The CJR offered their own advice. The report cites the Center for Public Integrity’s Kristen Lombardi, who has worked with survivors to tell their stories. Lombardi, according to CJR “prefaced her interviews by assuring the women that she believed in them but that it was in their best interest to make sure there were no questions about the veracity of their accounts.” Most importantly, Lombardi said, “If a woman was not ready for such a process, [I] was prepared to walk away.”
The nightmare of what happened with the UVA story was that a woman whose story should never have been told was handed over on a platter to a public that feasts on picking apart sexual assault survivor’s stories. The nightmare is that other victims of sexual violence watched all of that happen. The fear is not that journalists will shy away from these stories but that survivors will now be even more reluctant to trust their stories to the journalists who want to do this work.
In August of last year, Feministing’s Maya Dusenbery brilliantly touched on the one of the main difficulties of reporting on sexual assault, one that Lombardi suggests but is not explicit about in her advice to walk away if necessary: That the messiness and pervasiveness of sexual violence in our society might make revealing it through the rigors and regulations of journalism impossible in some cases.
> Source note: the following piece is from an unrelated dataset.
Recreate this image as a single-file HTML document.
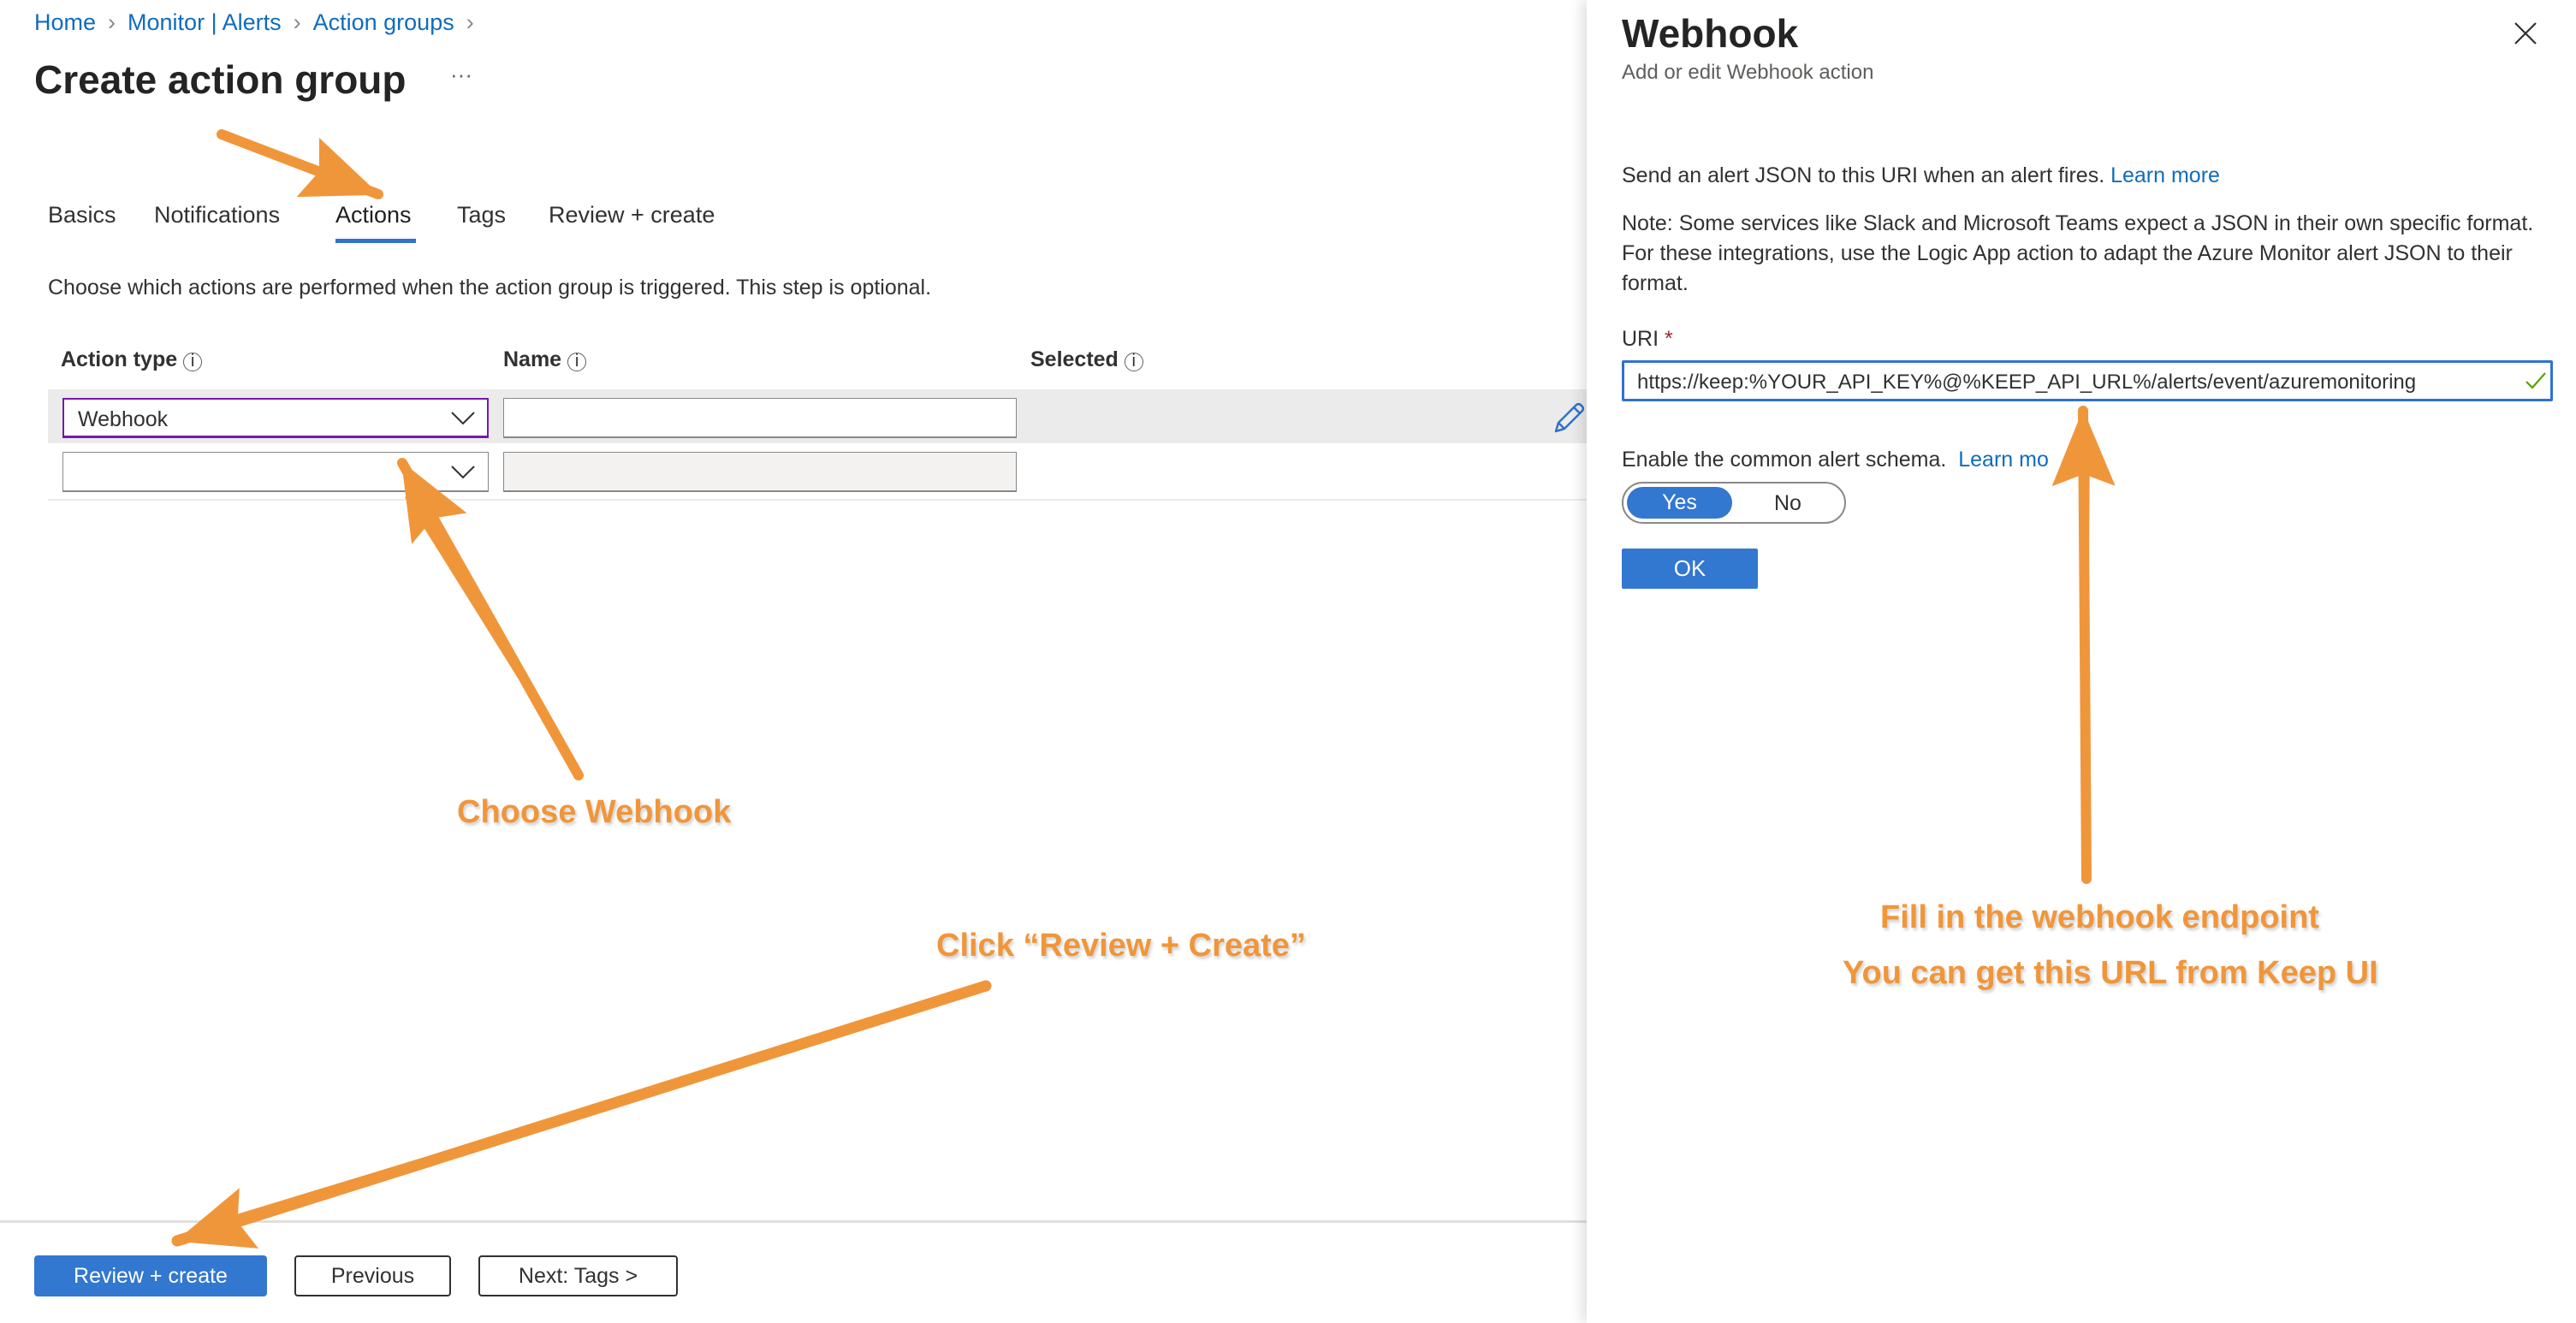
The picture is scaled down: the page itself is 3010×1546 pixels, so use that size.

As journalists, we have to be willing to try, but also willing to abandon that effort for the sake and safety of the subject.
Perhaps, as Dusenbery argues, there is nothing we can do about the way our fact-checking continues the cultural questioning of victims. I often contemplate this and worry about it as I consider my work. Taibbi’s advice, however, is still an overreaction. What we can and must do is journalism that doesn’t start from a place that participates in the endless questioning of a survivor’s credibility, that doesn’t narrow our scope so drastically that we, too, stop seeing all the stories and that doesn’t say to victims that only certain stories count as verifiable, believable, and real.